>> begin

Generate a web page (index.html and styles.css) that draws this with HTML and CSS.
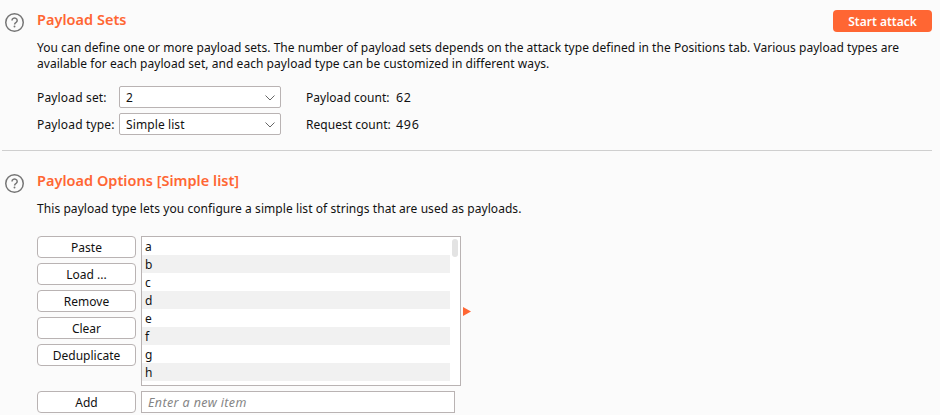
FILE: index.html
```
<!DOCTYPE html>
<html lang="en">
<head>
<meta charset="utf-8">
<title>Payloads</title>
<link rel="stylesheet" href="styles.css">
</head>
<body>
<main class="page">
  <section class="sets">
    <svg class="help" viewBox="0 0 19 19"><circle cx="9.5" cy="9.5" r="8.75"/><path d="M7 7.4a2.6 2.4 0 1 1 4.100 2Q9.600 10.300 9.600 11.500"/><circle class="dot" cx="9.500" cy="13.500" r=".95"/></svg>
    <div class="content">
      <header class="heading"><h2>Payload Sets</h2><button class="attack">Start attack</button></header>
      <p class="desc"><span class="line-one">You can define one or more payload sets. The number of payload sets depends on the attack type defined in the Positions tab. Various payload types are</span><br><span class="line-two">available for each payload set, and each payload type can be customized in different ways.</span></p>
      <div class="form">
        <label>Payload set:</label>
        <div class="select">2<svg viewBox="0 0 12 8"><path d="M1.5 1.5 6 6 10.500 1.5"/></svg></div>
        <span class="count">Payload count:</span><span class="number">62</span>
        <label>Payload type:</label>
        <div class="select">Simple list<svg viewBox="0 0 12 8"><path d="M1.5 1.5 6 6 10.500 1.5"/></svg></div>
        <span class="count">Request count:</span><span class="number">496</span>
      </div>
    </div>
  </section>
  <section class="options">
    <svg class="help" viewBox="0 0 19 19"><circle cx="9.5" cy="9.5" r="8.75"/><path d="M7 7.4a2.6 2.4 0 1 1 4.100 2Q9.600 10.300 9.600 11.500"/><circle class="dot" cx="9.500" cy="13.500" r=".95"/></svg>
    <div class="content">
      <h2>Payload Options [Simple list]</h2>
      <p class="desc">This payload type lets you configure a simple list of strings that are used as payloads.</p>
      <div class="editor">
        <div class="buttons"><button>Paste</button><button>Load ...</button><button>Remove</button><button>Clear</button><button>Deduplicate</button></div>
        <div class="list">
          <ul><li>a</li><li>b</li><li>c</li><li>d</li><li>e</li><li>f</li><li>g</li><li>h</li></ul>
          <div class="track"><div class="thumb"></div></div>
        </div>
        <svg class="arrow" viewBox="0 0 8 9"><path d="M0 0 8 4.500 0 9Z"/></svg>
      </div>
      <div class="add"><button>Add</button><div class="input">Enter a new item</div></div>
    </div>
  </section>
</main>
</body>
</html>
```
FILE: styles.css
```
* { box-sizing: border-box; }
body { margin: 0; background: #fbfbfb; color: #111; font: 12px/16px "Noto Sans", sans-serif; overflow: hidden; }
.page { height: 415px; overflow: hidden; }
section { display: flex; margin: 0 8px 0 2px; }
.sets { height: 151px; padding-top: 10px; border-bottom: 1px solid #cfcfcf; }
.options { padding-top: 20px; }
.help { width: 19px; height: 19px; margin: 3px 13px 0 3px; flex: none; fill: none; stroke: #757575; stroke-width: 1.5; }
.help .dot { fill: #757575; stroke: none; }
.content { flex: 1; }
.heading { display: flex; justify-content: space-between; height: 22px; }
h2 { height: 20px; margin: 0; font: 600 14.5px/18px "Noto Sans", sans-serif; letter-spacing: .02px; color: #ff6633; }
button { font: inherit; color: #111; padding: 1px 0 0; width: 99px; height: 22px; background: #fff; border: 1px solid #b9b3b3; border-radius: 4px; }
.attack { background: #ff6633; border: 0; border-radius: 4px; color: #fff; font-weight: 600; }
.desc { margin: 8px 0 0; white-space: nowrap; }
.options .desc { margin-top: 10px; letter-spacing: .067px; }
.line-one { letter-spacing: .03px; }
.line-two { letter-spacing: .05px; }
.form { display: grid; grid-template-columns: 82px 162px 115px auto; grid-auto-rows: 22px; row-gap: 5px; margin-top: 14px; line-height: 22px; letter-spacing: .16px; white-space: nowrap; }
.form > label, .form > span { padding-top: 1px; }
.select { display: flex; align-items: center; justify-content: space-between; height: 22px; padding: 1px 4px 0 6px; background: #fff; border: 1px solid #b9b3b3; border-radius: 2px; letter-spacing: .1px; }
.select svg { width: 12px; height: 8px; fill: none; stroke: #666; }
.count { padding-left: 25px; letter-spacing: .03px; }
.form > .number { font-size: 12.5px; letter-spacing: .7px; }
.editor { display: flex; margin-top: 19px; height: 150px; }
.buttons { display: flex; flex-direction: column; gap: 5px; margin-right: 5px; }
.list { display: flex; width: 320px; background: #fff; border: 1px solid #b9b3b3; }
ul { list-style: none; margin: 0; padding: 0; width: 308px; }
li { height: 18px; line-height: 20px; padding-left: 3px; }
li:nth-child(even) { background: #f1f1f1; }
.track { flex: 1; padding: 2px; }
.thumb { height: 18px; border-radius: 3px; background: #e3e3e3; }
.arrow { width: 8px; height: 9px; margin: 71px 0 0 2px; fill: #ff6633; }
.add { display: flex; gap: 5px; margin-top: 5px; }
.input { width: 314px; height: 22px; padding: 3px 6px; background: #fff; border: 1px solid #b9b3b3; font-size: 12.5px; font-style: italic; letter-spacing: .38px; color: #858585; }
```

>> end

Return the material word for word. Pictures are not part of the copy.

# Result:
Generate a web page (index.html and styles.css) that draws this with HTML and CSS.
FILE: index.html
```
<!DOCTYPE html>
<html lang="en">
<head>
<meta charset="utf-8">
<title>Payloads</title>
<link rel="stylesheet" href="styles.css">
</head>
<body>
<main class="page">
  <section class="sets">
    <svg class="help" viewBox="0 0 19 19"><circle cx="9.5" cy="9.5" r="8.75"/><path d="M7 7.4a2.6 2.4 0 1 1 4.100 2Q9.600 10.300 9.600 11.500"/><circle class="dot" cx="9.500" cy="13.500" r=".95"/></svg>
    <div class="content">
      <header class="heading"><h2>Payload Sets</h2><button class="attack">Start attack</button></header>
      <p class="desc"><span class="line-one">You can define one or more payload sets. The number of payload sets depends on the attack type defined in the Positions tab. Various payload types are</span><br><span class="line-two">available for each payload set, and each payload type can be customized in different ways.</span></p>
      <div class="form">
        <label>Payload set:</label>
        <div class="select">2<svg viewBox="0 0 12 8"><path d="M1.5 1.5 6 6 10.500 1.5"/></svg></div>
        <span class="count">Payload count:</span><span class="number">62</span>
        <label>Payload type:</label>
        <div class="select">Simple list<svg viewBox="0 0 12 8"><path d="M1.5 1.5 6 6 10.500 1.5"/></svg></div>
        <span class="count">Request count:</span><span class="number">496</span>
      </div>
    </div>
  </section>
  <section class="options">
    <svg class="help" viewBox="0 0 19 19"><circle cx="9.5" cy="9.5" r="8.75"/><path d="M7 7.4a2.6 2.4 0 1 1 4.100 2Q9.600 10.300 9.600 11.500"/><circle class="dot" cx="9.500" cy="13.500" r=".95"/></svg>
    <div class="content">
      <h2>Payload Options [Simple list]</h2>
      <p class="desc">This payload type lets you configure a simple list of strings that are used as payloads.</p>
      <div class="editor">
        <div class="buttons"><button>Paste</button><button>Load ...</button><button>Remove</button><button>Clear</button><button>Deduplicate</button></div>
        <div class="list">
          <ul><li>a</li><li>b</li><li>c</li><li>d</li><li>e</li><li>f</li><li>g</li><li>h</li></ul>
          <div class="track"><div class="thumb"></div></div>
        </div>
        <svg class="arrow" viewBox="0 0 8 9"><path d="M0 0 8 4.500 0 9Z"/></svg>
      </div>
      <div class="add"><button>Add</button><div class="input">Enter a new item</div></div>
    </div>
  </section>
</main>
</body>
</html>
```
FILE: styles.css
```
* { box-sizing: border-box; }
body { margin: 0; background: #fbfbfb; color: #111; font: 12px/16px "Noto Sans", sans-serif; overflow: hidden; }
.page { height: 415px; overflow: hidden; }
section { display: flex; margin: 0 8px 0 2px; }
.sets { height: 151px; padding-top: 10px; border-bottom: 1px solid #cfcfcf; }
.options { padding-top: 20px; }
.help { width: 19px; height: 19px; margin: 3px 13px 0 3px; flex: none; fill: none; stroke: #757575; stroke-width: 1.5; }
.help .dot { fill: #757575; stroke: none; }
.content { flex: 1; }
.heading { display: flex; justify-content: space-between; height: 22px; }
h2 { height: 20px; margin: 0; font: 600 14.5px/18px "Noto Sans", sans-serif; letter-spacing: .02px; color: #ff6633; }
button { font: inherit; color: #111; padding: 1px 0 0; width: 99px; height: 22px; background: #fff; border: 1px solid #b9b3b3; border-radius: 4px; }
.attack { background: #ff6633; border: 0; border-radius: 4px; color: #fff; font-weight: 600; }
.desc { margin: 8px 0 0; white-space: nowrap; }
.options .desc { margin-top: 10px; letter-spacing: .067px; }
.line-one { letter-spacing: .03px; }
.line-two { letter-spacing: .05px; }
.form { display: grid; grid-template-columns: 82px 162px 115px auto; grid-auto-rows: 22px; row-gap: 5px; margin-top: 14px; line-height: 22px; letter-spacing: .16px; white-space: nowrap; }
.form > label, .form > span { padding-top: 1px; }
.select { display: flex; align-items: center; justify-content: space-between; height: 22px; padding: 1px 4px 0 6px; background: #fff; border: 1px solid #b9b3b3; border-radius: 2px; letter-spacing: .1px; }
.select svg { width: 12px; height: 8px; fill: none; stroke: #666; }
.count { padding-left: 25px; letter-spacing: .03px; }
.form > .number { font-size: 12.5px; letter-spacing: .7px; }
.editor { display: flex; margin-top: 19px; height: 150px; }
.buttons { display: flex; flex-direction: column; gap: 5px; margin-right: 5px; }
.list { display: flex; width: 320px; background: #fff; border: 1px solid #b9b3b3; }
ul { list-style: none; margin: 0; padding: 0; width: 308px; }
li { height: 18px; line-height: 20px; padding-left: 3px; }
li:nth-child(even) { background: #f1f1f1; }
.track { flex: 1; padding: 2px; }
.thumb { height: 18px; border-radius: 3px; background: #e3e3e3; }
.arrow { width: 8px; height: 9px; margin: 71px 0 0 2px; fill: #ff6633; }
.add { display: flex; gap: 5px; margin-top: 5px; }
.input { width: 314px; height: 22px; padding: 3px 6px; background: #fff; border: 1px solid #b9b3b3; font-size: 12.5px; font-style: italic; letter-spacing: .38px; color: #858585; }
```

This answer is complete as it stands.